> [EXERCISE AIM]: Extract all lines in the data that contain the word "this".

(Items from a data source)
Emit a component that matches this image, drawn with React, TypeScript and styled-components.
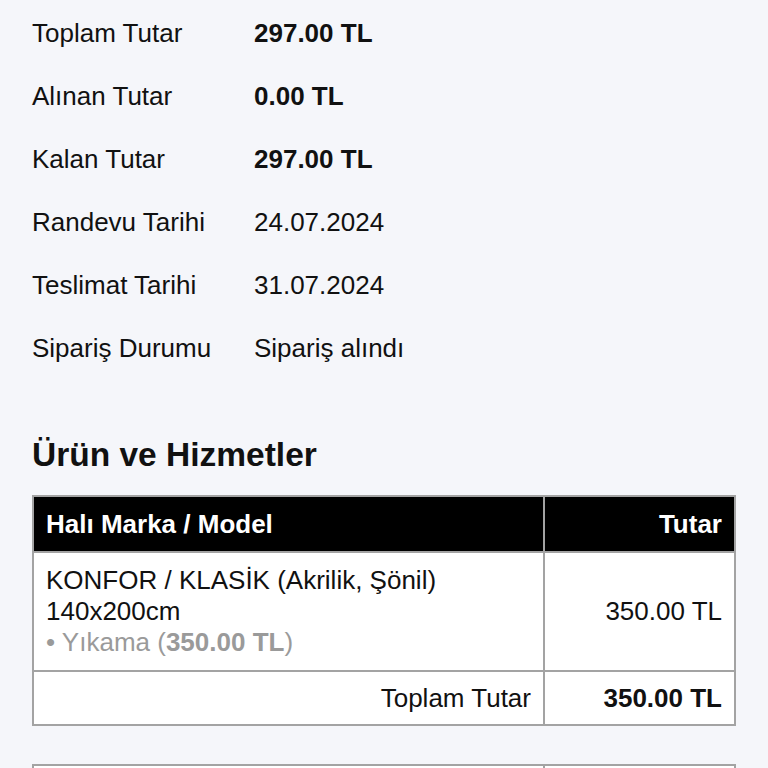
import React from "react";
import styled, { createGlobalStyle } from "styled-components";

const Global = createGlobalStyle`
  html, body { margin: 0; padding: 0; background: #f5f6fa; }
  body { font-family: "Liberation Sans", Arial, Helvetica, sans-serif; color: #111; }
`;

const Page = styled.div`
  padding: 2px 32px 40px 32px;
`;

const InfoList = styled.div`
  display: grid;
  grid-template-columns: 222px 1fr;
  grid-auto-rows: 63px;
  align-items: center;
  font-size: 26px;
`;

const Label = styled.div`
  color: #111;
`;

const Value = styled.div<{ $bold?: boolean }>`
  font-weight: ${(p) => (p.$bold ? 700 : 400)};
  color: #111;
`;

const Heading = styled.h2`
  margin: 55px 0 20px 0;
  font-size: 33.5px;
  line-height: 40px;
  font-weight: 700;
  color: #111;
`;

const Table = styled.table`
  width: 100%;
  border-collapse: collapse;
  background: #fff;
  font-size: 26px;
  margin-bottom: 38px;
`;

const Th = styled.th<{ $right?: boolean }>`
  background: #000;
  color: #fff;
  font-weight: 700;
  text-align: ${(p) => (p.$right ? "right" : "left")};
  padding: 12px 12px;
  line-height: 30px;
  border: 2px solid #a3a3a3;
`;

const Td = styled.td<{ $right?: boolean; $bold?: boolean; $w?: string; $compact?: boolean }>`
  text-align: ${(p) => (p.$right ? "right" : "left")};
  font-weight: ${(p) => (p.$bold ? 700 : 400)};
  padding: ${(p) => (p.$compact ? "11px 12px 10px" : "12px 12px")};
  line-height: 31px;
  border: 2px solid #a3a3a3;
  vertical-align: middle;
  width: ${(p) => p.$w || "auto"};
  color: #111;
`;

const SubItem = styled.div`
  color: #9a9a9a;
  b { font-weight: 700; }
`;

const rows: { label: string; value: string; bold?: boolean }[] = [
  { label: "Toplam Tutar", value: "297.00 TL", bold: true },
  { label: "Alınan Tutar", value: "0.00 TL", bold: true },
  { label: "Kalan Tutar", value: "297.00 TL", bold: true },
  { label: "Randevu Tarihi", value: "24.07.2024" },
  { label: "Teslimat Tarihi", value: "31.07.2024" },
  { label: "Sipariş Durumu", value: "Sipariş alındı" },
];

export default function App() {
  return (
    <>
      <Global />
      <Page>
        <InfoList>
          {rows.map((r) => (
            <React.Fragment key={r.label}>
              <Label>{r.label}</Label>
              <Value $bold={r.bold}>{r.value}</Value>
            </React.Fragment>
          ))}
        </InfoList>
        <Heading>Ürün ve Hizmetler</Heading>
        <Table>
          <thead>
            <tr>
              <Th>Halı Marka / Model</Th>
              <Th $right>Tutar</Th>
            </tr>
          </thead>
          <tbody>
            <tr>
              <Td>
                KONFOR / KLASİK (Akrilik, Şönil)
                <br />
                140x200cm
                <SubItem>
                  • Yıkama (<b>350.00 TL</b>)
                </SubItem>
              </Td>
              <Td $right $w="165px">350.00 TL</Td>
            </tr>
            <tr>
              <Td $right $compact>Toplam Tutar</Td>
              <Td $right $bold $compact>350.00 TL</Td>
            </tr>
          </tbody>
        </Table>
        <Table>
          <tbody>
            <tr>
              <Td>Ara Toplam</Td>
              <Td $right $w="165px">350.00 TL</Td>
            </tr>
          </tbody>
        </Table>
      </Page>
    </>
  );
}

--

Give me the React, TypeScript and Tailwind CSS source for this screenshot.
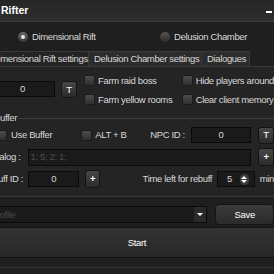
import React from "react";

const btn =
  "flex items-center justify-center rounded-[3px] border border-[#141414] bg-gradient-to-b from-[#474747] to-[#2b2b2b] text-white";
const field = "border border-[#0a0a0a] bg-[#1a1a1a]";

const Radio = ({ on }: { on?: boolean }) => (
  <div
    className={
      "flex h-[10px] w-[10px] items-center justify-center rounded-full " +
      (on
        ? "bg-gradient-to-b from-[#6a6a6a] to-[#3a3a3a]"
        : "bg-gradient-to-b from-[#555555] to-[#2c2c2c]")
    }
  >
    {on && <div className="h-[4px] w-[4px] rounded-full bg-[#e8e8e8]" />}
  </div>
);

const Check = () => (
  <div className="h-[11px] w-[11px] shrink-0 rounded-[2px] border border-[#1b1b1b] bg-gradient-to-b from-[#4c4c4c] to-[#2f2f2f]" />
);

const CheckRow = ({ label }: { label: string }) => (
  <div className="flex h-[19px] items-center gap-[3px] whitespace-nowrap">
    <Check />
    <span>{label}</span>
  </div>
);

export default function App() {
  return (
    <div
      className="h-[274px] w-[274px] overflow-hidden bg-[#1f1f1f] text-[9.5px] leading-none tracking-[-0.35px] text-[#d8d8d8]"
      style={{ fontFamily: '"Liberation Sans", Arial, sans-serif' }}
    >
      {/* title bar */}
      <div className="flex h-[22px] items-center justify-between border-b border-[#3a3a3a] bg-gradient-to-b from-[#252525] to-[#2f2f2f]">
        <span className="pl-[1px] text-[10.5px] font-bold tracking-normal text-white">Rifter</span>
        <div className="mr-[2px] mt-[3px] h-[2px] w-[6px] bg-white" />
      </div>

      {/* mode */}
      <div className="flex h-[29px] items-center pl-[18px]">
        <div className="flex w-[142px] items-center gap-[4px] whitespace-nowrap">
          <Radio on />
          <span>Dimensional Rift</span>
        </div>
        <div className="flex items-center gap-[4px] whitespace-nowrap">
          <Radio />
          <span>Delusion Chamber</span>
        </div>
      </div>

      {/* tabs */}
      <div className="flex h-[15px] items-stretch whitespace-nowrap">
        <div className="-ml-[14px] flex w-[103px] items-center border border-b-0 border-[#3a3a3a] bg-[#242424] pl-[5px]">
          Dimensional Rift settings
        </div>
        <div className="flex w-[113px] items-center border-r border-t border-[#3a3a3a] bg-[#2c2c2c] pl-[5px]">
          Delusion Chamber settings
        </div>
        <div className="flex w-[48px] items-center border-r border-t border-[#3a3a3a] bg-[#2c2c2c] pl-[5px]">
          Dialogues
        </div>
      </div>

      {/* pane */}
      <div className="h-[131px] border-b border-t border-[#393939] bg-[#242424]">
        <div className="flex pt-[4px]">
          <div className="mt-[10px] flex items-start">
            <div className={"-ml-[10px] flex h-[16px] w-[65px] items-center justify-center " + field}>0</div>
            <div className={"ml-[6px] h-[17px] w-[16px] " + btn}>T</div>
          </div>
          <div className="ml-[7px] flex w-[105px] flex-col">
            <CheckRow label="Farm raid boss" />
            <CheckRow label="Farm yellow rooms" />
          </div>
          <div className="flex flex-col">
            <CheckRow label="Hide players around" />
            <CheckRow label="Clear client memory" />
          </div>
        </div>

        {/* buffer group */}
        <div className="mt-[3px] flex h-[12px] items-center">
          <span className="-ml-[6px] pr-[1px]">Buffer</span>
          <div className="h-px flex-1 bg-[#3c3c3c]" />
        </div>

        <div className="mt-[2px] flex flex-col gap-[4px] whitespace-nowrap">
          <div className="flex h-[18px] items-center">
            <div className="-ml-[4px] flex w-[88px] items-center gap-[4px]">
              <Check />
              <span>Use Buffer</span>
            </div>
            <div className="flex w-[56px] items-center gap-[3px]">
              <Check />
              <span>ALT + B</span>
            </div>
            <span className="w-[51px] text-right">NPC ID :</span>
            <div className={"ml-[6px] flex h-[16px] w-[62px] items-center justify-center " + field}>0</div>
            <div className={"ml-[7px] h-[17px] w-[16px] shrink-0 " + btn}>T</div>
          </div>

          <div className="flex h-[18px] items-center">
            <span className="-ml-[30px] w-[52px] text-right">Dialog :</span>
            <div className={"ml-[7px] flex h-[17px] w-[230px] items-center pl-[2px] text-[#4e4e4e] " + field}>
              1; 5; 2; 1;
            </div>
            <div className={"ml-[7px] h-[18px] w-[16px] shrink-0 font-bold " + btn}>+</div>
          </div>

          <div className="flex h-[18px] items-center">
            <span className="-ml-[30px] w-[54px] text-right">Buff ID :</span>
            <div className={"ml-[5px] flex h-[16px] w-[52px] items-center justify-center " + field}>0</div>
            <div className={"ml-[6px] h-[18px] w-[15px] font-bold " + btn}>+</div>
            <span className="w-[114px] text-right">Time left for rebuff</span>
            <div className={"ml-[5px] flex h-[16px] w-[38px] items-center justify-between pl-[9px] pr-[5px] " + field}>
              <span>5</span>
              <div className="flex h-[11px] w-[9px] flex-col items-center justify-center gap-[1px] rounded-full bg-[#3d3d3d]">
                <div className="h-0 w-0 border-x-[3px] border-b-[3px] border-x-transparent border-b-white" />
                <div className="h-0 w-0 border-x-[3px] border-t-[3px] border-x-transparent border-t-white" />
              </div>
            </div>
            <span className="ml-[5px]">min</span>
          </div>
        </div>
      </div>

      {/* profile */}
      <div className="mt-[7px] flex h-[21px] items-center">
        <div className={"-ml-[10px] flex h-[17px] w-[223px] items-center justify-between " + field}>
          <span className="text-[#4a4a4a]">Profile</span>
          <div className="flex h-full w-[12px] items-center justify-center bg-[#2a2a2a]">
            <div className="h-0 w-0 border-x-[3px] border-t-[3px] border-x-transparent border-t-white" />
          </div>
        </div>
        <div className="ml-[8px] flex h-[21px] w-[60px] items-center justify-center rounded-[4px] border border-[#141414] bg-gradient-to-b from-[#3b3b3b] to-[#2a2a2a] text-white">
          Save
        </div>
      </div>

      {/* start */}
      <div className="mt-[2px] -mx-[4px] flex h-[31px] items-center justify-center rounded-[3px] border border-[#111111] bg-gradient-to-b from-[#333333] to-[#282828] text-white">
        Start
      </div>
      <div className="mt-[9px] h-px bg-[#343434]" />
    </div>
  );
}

> [RESULT]:
Emit a component that matches this image, drawn with React, TypeScript and styled-components.
Give me the React, TypeScript and Tailwind CSS source for this screenshot.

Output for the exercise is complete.